**WHAT IS REQUIRED**.
Can you set down, exactly as they appear below, the lines from the opening of the material through the one bearing "const GREY = '#8b8b8d';", minus the pictures?
######
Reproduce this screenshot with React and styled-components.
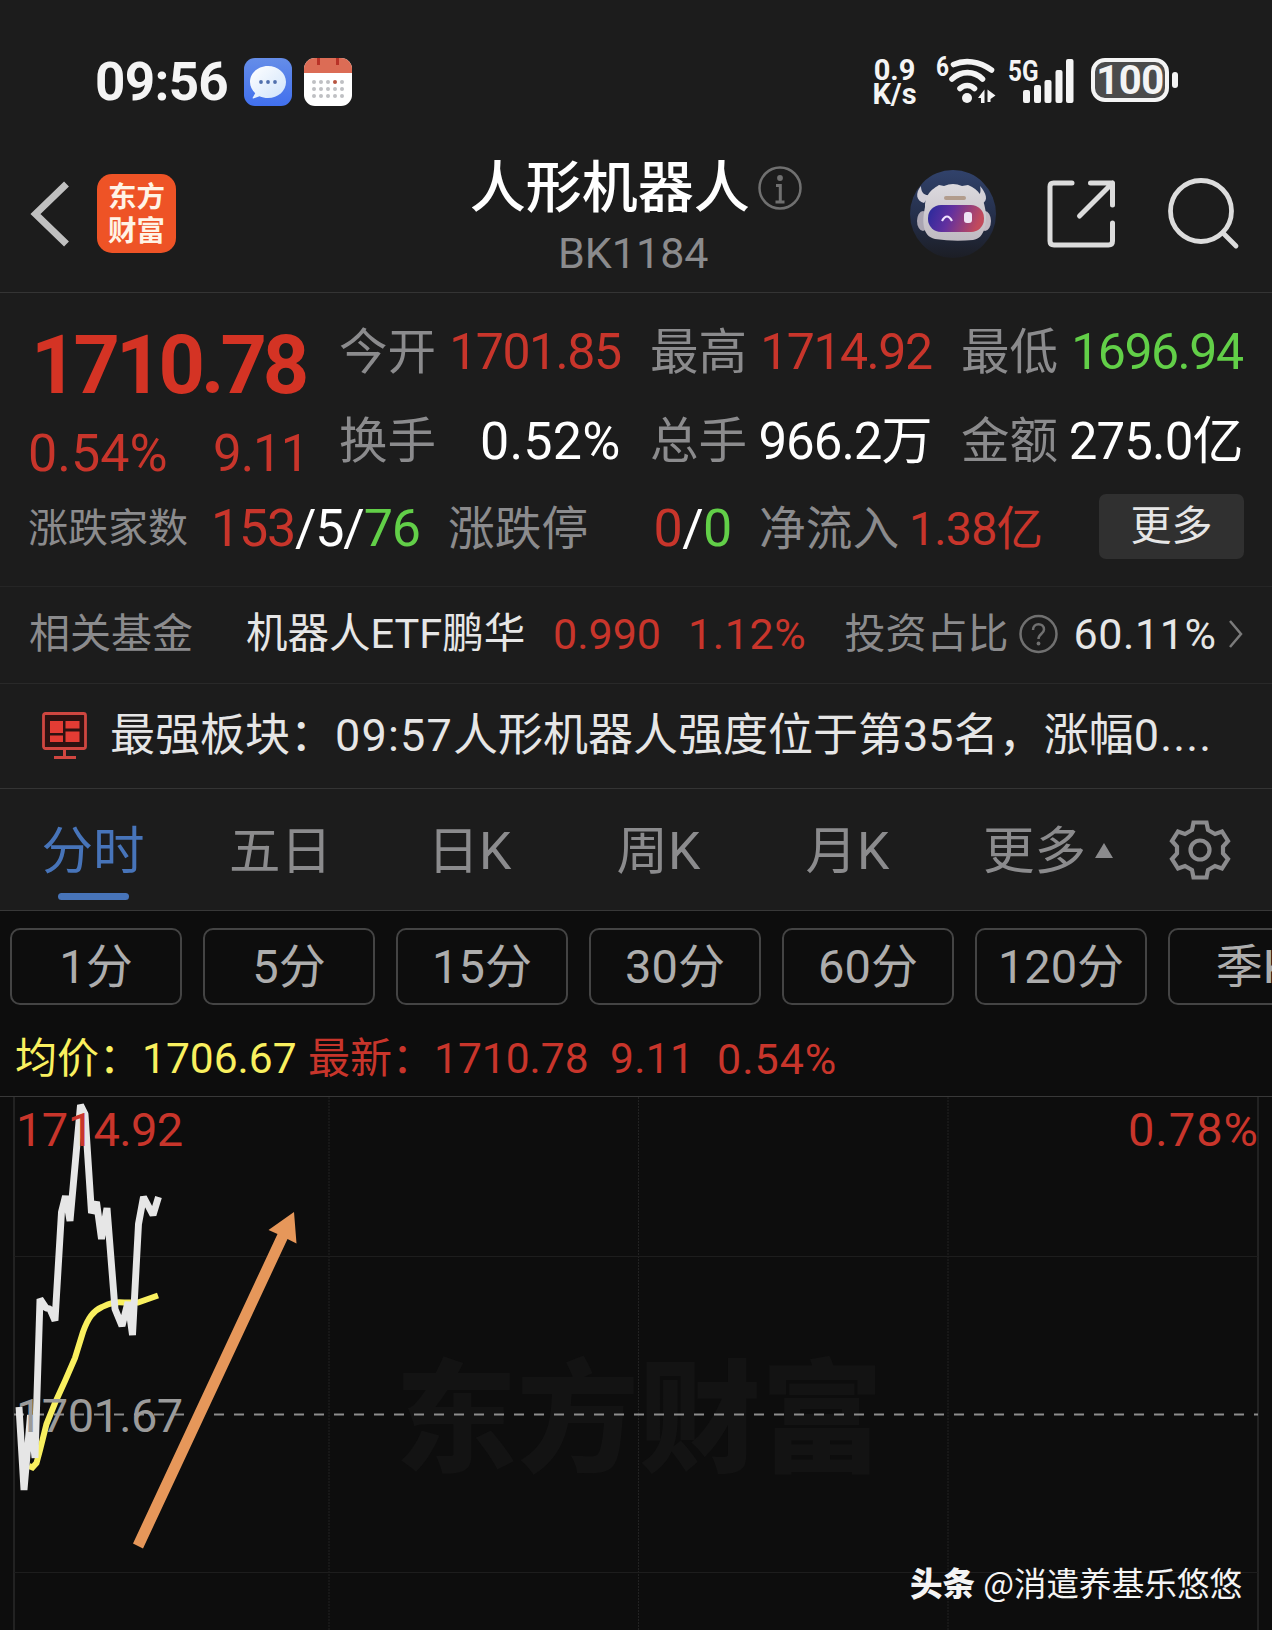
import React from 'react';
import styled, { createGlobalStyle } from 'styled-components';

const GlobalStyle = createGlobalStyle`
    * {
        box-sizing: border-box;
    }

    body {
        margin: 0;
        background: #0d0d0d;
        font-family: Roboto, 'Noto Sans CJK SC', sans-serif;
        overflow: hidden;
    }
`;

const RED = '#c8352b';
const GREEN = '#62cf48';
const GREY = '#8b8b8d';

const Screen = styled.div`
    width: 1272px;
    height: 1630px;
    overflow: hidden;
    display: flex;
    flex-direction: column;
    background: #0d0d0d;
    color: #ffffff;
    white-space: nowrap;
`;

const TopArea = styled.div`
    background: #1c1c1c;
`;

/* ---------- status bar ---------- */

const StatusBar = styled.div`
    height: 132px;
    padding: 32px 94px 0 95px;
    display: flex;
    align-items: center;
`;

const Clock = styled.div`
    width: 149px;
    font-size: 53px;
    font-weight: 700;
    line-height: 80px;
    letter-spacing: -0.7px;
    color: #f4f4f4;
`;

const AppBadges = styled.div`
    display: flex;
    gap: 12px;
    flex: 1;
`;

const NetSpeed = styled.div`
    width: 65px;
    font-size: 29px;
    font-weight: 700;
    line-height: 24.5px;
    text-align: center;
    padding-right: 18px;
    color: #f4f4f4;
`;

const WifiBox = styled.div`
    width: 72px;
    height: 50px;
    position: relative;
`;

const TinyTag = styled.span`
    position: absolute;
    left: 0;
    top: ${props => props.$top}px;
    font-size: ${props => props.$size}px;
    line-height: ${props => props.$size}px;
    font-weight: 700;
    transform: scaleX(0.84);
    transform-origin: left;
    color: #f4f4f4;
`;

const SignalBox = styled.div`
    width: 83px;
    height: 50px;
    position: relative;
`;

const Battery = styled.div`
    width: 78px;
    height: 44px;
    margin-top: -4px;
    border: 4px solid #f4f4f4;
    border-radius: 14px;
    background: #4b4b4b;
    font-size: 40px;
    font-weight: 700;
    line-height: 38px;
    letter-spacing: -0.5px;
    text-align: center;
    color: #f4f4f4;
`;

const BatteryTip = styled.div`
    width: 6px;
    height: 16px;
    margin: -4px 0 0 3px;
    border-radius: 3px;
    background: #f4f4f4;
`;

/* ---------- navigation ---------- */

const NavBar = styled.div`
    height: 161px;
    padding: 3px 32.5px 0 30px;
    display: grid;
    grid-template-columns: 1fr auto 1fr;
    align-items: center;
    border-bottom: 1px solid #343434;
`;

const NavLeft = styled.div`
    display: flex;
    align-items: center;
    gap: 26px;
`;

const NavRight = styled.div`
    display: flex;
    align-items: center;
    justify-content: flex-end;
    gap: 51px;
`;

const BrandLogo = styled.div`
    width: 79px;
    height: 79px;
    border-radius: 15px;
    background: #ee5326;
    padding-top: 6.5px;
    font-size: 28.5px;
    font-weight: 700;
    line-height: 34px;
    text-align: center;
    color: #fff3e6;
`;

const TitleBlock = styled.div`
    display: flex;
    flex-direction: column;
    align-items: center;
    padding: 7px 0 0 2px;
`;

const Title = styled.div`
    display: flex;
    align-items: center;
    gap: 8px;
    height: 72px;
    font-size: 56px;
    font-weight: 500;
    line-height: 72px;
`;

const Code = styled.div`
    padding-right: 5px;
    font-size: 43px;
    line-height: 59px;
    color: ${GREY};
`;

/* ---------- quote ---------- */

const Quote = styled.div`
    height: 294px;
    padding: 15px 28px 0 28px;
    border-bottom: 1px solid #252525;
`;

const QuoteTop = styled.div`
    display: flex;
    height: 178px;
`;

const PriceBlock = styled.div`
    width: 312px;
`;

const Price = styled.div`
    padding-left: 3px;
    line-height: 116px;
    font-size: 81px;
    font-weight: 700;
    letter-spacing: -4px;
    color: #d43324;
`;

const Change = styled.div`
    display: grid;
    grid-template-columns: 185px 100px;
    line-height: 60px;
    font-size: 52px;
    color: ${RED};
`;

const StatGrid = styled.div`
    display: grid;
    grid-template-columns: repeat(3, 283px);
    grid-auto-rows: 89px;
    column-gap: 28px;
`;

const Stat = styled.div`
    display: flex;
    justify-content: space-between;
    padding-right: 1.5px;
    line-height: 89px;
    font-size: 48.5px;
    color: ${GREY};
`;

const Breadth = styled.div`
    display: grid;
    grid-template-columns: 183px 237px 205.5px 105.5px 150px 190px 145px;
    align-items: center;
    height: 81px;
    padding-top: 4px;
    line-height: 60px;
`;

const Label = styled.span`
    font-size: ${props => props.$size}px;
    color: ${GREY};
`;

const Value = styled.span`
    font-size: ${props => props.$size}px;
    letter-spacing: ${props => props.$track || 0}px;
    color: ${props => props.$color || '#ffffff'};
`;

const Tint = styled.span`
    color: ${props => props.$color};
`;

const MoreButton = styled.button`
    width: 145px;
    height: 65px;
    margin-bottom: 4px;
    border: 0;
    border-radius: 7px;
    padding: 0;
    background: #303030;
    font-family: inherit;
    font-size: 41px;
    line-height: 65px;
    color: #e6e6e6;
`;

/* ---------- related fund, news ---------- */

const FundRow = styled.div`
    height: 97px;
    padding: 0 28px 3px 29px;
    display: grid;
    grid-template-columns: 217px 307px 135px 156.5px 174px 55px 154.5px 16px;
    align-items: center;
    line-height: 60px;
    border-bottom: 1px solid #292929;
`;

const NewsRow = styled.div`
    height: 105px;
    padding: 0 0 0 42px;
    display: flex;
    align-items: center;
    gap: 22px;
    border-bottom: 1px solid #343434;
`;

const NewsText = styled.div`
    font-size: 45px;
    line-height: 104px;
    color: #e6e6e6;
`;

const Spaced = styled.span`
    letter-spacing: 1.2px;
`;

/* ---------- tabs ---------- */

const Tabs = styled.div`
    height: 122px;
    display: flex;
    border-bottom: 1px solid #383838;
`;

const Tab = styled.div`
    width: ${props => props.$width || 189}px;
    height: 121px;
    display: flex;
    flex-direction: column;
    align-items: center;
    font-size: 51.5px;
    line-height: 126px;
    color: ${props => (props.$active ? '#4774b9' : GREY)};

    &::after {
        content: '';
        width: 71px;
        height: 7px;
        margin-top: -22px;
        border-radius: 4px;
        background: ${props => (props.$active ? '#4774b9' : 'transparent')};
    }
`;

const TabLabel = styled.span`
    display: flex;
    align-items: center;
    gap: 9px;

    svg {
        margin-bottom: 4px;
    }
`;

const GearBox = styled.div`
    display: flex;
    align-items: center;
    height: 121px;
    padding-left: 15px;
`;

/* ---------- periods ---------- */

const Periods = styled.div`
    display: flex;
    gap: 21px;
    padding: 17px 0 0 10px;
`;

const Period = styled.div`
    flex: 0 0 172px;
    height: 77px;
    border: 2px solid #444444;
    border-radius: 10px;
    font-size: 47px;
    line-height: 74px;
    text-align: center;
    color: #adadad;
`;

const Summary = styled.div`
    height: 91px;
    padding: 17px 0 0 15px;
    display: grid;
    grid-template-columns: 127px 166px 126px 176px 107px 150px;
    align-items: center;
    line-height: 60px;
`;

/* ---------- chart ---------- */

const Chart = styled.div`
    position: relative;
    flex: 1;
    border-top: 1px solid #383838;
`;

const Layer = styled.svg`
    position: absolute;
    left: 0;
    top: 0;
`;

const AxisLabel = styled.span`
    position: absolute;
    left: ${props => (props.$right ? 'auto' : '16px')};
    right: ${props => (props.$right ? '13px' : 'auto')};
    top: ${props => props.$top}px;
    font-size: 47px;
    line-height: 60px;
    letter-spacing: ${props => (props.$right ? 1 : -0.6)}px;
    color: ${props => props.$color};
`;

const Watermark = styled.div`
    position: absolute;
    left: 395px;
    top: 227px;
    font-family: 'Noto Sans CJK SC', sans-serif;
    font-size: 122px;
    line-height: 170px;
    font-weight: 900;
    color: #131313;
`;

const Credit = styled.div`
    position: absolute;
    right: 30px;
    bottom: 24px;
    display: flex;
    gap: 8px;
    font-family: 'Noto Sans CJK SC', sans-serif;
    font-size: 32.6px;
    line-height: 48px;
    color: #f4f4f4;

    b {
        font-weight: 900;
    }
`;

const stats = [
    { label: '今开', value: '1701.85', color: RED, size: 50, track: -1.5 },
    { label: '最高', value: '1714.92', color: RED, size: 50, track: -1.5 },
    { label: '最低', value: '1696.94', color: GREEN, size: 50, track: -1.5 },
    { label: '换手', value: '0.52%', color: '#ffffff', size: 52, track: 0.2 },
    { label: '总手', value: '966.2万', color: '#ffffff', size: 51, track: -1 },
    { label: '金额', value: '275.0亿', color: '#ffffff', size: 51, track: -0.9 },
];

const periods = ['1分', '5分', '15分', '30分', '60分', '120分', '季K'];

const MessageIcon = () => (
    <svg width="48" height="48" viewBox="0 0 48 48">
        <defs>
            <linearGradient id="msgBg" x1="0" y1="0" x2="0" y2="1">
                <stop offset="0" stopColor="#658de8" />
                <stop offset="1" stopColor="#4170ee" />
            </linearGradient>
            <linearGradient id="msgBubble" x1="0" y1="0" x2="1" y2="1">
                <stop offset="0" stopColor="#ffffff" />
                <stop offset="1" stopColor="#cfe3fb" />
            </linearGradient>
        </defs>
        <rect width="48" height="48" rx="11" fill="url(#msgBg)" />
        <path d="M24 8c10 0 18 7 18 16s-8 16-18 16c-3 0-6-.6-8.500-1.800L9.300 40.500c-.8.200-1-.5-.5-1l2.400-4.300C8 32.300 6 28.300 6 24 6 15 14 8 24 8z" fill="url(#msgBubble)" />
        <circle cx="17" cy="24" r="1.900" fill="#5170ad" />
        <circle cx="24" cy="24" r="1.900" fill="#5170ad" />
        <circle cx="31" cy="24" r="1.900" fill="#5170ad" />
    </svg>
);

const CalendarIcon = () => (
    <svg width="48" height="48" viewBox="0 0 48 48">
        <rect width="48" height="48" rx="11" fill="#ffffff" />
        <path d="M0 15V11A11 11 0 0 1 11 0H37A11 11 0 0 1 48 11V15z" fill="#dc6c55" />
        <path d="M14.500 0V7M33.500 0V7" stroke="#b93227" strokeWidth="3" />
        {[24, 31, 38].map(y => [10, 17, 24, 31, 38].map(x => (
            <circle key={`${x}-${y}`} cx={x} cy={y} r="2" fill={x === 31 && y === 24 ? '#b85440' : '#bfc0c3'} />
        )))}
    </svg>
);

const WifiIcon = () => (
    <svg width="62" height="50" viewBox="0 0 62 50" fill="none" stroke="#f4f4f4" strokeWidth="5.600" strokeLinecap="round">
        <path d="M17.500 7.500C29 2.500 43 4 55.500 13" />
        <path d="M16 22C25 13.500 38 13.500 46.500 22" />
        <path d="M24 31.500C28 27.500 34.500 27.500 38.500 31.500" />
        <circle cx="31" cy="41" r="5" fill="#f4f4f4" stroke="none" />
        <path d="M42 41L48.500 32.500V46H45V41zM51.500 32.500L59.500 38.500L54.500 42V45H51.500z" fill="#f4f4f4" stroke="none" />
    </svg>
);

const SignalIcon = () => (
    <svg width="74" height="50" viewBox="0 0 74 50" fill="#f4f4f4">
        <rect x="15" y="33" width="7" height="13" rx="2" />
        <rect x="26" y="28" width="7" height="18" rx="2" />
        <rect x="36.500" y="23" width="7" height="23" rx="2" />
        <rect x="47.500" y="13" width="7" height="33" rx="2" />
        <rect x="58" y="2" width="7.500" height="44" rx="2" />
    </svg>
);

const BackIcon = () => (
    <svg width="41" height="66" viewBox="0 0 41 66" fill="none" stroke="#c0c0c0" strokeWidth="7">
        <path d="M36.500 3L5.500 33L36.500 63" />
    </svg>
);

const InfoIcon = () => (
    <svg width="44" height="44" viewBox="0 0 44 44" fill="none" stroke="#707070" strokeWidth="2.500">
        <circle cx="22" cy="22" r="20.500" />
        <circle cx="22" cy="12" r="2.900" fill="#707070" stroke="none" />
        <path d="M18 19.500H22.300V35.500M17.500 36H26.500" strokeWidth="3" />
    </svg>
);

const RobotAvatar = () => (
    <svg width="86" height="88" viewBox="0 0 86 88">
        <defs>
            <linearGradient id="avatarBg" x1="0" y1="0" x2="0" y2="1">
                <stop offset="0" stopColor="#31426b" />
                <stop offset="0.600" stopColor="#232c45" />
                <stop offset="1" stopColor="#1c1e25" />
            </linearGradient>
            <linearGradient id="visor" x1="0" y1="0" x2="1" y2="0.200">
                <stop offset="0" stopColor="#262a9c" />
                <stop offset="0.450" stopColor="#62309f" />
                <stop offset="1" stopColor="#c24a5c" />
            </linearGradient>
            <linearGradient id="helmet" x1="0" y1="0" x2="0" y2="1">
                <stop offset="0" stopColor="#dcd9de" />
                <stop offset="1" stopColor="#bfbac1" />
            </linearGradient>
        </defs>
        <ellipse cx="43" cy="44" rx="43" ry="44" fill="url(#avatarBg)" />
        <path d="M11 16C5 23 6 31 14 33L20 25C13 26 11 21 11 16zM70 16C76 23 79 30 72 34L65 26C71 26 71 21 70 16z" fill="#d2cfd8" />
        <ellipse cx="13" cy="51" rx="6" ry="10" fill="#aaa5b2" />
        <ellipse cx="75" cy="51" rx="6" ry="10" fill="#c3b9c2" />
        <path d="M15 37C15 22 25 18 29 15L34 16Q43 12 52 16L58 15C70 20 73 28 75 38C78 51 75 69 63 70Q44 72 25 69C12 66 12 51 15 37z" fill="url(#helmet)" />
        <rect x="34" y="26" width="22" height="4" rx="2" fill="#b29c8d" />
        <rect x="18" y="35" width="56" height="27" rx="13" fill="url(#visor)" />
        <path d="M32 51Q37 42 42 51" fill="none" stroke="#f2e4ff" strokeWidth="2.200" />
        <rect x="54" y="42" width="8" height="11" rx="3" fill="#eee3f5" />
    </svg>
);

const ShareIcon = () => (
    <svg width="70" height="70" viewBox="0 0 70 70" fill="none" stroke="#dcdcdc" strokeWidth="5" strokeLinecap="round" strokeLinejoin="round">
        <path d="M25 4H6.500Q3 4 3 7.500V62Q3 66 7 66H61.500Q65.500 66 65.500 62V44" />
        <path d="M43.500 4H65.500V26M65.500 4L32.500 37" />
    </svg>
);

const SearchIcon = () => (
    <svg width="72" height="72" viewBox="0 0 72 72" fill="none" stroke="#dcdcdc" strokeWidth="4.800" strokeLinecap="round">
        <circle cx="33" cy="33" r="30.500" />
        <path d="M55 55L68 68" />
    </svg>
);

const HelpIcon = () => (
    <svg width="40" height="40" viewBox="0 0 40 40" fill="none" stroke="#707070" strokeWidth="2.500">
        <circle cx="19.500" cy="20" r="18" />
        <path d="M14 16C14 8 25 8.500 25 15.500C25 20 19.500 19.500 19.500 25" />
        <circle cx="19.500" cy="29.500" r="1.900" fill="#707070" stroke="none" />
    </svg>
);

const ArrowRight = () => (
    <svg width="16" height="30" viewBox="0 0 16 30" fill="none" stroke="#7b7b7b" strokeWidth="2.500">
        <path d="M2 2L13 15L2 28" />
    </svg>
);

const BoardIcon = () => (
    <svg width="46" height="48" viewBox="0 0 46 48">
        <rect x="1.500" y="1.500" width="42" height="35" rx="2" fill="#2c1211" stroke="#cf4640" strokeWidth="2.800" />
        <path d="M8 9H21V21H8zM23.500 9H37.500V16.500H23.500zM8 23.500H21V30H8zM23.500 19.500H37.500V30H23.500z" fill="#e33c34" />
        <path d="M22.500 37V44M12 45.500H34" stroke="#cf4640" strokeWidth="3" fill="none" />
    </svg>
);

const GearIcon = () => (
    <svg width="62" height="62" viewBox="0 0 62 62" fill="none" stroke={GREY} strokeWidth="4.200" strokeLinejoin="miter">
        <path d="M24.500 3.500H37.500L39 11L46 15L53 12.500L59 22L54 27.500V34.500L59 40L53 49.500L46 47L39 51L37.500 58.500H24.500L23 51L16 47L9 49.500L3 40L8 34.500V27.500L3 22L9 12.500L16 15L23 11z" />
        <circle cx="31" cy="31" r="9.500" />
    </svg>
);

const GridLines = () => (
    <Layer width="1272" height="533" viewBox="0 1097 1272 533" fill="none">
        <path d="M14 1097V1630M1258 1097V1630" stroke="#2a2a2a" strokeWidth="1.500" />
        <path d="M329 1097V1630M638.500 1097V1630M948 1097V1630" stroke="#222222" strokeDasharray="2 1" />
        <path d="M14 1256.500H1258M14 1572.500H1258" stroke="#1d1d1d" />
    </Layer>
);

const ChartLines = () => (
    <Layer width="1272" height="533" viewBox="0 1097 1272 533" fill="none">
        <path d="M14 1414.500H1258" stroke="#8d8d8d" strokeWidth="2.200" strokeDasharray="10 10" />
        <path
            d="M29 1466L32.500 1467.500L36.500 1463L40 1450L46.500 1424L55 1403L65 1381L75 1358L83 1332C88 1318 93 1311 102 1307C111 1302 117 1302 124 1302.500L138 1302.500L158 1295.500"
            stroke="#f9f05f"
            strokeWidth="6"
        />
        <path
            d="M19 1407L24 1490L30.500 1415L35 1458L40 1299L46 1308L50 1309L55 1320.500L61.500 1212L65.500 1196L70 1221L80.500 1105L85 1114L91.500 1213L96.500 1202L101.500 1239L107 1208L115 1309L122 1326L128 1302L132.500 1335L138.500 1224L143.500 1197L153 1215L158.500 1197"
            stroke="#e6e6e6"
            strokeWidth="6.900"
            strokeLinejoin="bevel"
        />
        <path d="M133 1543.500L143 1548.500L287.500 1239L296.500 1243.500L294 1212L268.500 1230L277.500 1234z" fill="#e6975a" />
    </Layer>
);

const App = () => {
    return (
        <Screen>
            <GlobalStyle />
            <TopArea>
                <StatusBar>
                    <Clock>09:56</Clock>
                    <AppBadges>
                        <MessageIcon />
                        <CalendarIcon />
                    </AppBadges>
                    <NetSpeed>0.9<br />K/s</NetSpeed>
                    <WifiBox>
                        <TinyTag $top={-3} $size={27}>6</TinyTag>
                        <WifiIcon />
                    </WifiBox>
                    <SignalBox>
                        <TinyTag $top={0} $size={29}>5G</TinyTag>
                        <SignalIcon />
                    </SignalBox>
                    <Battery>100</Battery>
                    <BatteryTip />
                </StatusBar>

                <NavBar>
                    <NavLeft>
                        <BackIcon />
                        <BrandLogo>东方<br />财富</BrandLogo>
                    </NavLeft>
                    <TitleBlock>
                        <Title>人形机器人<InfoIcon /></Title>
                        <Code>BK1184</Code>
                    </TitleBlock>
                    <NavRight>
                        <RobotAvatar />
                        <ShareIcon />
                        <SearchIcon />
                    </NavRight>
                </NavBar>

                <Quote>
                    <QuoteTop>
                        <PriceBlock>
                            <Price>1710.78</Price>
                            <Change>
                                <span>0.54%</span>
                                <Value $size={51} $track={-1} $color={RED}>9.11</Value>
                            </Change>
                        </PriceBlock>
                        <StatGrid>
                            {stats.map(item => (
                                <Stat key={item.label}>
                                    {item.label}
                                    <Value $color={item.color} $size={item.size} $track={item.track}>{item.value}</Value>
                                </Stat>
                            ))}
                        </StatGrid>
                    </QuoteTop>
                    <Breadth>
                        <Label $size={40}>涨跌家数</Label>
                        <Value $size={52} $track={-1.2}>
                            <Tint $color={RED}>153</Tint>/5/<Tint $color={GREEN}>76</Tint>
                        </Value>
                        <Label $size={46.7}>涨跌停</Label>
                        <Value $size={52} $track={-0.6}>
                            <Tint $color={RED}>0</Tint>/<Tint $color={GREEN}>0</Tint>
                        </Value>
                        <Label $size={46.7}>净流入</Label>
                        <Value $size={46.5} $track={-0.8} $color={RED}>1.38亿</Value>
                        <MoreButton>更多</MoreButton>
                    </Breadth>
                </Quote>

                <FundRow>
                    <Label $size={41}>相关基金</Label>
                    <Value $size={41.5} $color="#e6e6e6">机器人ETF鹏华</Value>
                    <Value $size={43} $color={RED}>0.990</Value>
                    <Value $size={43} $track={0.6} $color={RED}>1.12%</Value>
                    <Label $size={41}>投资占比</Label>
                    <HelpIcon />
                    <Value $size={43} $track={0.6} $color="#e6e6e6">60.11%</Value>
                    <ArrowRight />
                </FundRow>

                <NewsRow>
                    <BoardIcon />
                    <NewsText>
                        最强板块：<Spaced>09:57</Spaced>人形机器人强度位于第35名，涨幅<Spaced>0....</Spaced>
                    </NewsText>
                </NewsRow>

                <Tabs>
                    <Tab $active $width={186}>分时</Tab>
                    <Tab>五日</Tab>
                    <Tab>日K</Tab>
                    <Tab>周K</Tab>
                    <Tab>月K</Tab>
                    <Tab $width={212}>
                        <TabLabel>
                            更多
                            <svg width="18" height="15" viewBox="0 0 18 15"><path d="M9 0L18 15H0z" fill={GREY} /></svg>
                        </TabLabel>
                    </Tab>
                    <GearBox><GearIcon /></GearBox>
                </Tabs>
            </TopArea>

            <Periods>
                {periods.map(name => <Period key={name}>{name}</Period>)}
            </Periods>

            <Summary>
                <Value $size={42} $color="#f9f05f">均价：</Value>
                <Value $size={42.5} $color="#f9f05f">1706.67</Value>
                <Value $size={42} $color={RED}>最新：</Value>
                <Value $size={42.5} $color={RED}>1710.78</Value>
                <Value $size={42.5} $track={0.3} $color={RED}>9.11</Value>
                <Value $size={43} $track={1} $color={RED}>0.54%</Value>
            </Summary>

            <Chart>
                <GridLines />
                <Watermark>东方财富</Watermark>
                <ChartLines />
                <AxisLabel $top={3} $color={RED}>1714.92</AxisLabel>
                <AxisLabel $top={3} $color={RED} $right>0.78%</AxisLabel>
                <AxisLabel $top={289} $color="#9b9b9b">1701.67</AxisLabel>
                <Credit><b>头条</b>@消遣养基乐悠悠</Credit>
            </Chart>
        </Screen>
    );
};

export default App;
######
**SOLUTION FOR THIS PROBLEM**.
Reproduce this screenshot with React and styled-components.
import React from 'react';
import styled, { createGlobalStyle } from 'styled-components';

const GlobalStyle = createGlobalStyle`
    * {
        box-sizing: border-box;
    }

    body {
        margin: 0;
        background: #0d0d0d;
        font-family: Roboto, 'Noto Sans CJK SC', sans-serif;
        overflow: hidden;
    }
`;

const RED = '#c8352b';
const GREEN = '#62cf48';
const GREY = '#8b8b8d';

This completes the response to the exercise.